Eli spun the wheel and backed up. The tires spun, kicking up a cloud of dirt as we moved. As the back tires hit the street he spun the wheel, pulling so we were at an angle to the driveway again. I pushed the refilled cartridge into place and chambered the seventh round, then stood up, leaning back over the top of the car. I could see shapes moving through the cloud of dust. They weren't people any more. I couldn't see faces or clothes, just gray forms in the summer haze. Somehow this was easier. I fired my first shot as Roger was getting into place. Fired again within a few seconds. Two more hit the ground. Six dead.
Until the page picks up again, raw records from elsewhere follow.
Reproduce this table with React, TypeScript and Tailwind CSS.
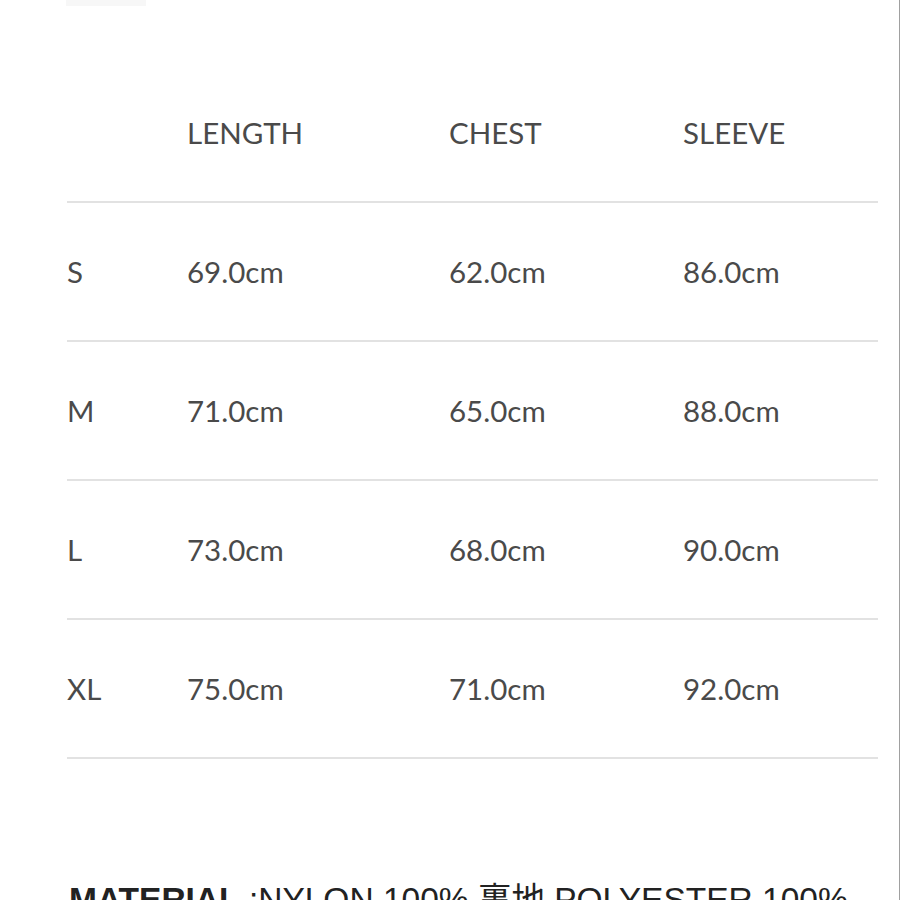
import React from "react";

const rows = [
  ["S", "69.0cm", "62.0cm", "86.0cm"],
  ["M", "71.0cm", "65.0cm", "88.0cm"],
  ["L", "73.0cm", "68.0cm", "90.0cm"],
  ["XL", "75.0cm", "71.0cm", "92.0cm"],
];

function Row({ cells }: { cells: string[] }) {
  return (
    <div className="grid grid-cols-[120px_262px_234px_1fr] h-[139px] items-center border-b-2 border-[#e2e2e2]">
      {cells.map((c, i) => (
        <div key={i} className="text-[#4a4a4a]">{c}</div>
      ))}
    </div>
  );
}

export default function App() {
  return (
    <div className="w-[900px] h-[900px] overflow-hidden bg-white relative border-r border-[#a0a0a0]">
      <div className="absolute left-[66px] top-0 w-[80px] h-[6px] bg-[#f7f7f7]" />
      <div
        className="pl-[67px] pr-[21px] pt-[64px] text-[29.5px] leading-none"
        style={{ fontFamily: "Lato, 'Open Sans', sans-serif" }}
      >
        <Row cells={["", "LENGTH", "CHEST", "SLEEVE"]} />
        {rows.map((r) => (
          <Row key={r[0]} cells={r} />
        ))}
      </div>
      <div
        className="pl-[69px] mt-[124px] text-[33.5px] leading-none text-[#222] whitespace-nowrap"
        style={{ fontFamily: "'Liberation Sans', 'Noto Sans CJK JP', sans-serif" }}
      >
        <span className="font-bold">MATERIAL</span> :NYLON 100% 裏地 POLYESTER 100%
      </div>
    </div>
  );
}
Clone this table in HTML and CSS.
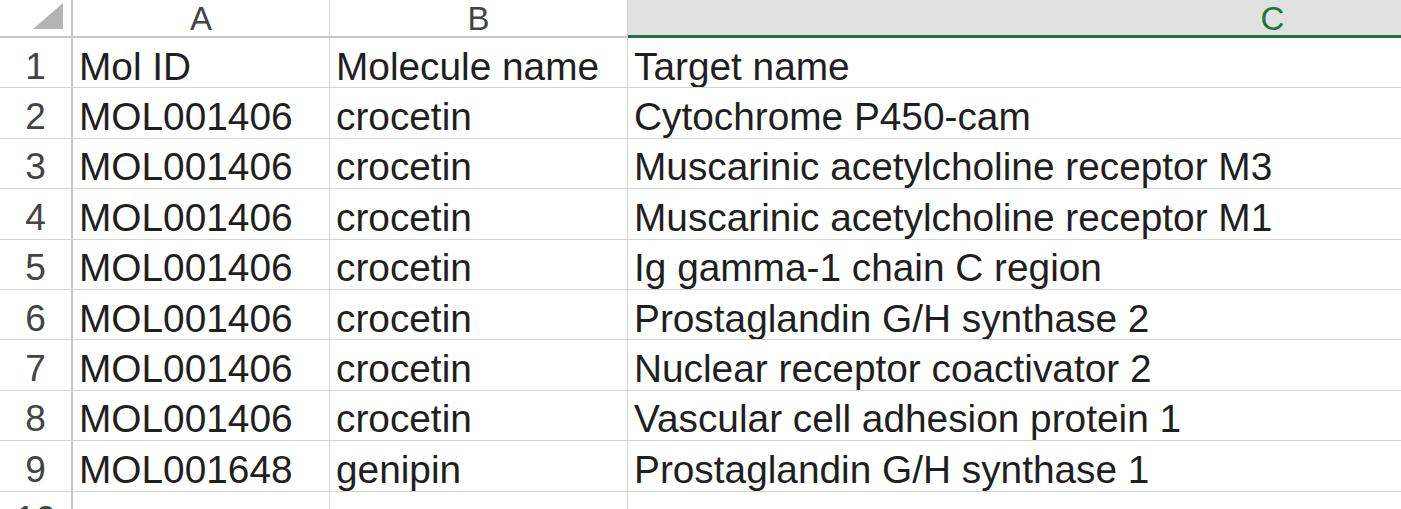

Eighteen to go.

 

It became an automatic process in my head. My body moved on its own as I took aim. I pulled the trigger confidently each time, and each time another monster fell. The next five shots were all kills. None of the things had reached the driveway yet. Thirteen to go. I knelt down behind the car to begin reloading. Eli was fidgeting, watching the driveway with wide eyes. "They're getting close, man."

 

I shook my head, popping the reloaded cartridge back into place. "I got this." I stood up. They were at the top of the driveway, moving towards us. Shuffling feet kicked up more dirt as they moved. For a moment I saw them as a group of people, like they were standing in line at a grocery store or a bank, waiting their turn patiently. I swallowed down the mouthful of bile that rose up and put the thought out of my head. Peering at them through the scope I could see their grotesque faces, their blood-stained hands and mouths, their white, dead eyes. They were not people. I pulled the trigger.

 

They were barely a hundred feet away. Roger took aim and started to fire as well, taking down the ones in the middle of the pack as I worked from the sides. I killed six more with my seven shots. Roger killed four. Three left. I got back in the car. "Back us up, Eli. Give me some room!" Roger got back in his seat and started fumbling with shotgun shells, reloading as fast as he could. Eli hit the gas and backed us out onto the road. He drove in a straight line for about fifteen seconds then stopped. I reloaded and got out of the car again. I took aim at the base of the driveway. I couldn't see them anymore, the trees along the road getting in my way. I waited.

 

Roger got out of the car, this time remaining standing, looking back and forth, keeping a sharp eye out for any that may have gotten through.

 

The last three stepped out onto the road. I fired. One dropped. Roger fired. Another fell. One left. I cocked the bolt. Roger pumped the shotgun and fired. The thing fell. I took a breath. We both looked back and forth, scanning the tree line. There was no movement. We had done it.

 

Roger turned to me and smiled. "Fuck yeah."

 

Amy got out of the car and sprinted up the driveway. "PARKER!"

 

I winced and got back in the car. "Roger! Let's go!"

 

He got back in and Eli hit the gas. Amy had cut through the trees, running in a straight line form the road to her front door. We could see her climbing the front steps as Eli drove up to the house. The driveway was littered with bodies. I tried to ignore the wet, crunching sounds as we drove over them.
Nothing but dead animals,
I told myself.

 

Amy used her keys, pushing the front door open. She was inside before we pulled up behind the jeep. I could hear her yelling Parker's name. Then she screamed. It was a keening wail, a blood-curdling noise that made all three of us jump. We piled out of the car, getting up to the house as fast as we could. Roger went in first, shotgun in hand. I was last, limping on my injured foot, taking the steps one at a time. Eli went in ahead of me. I could hear Amy crying. Roger had stopped. He lowered the shotgun.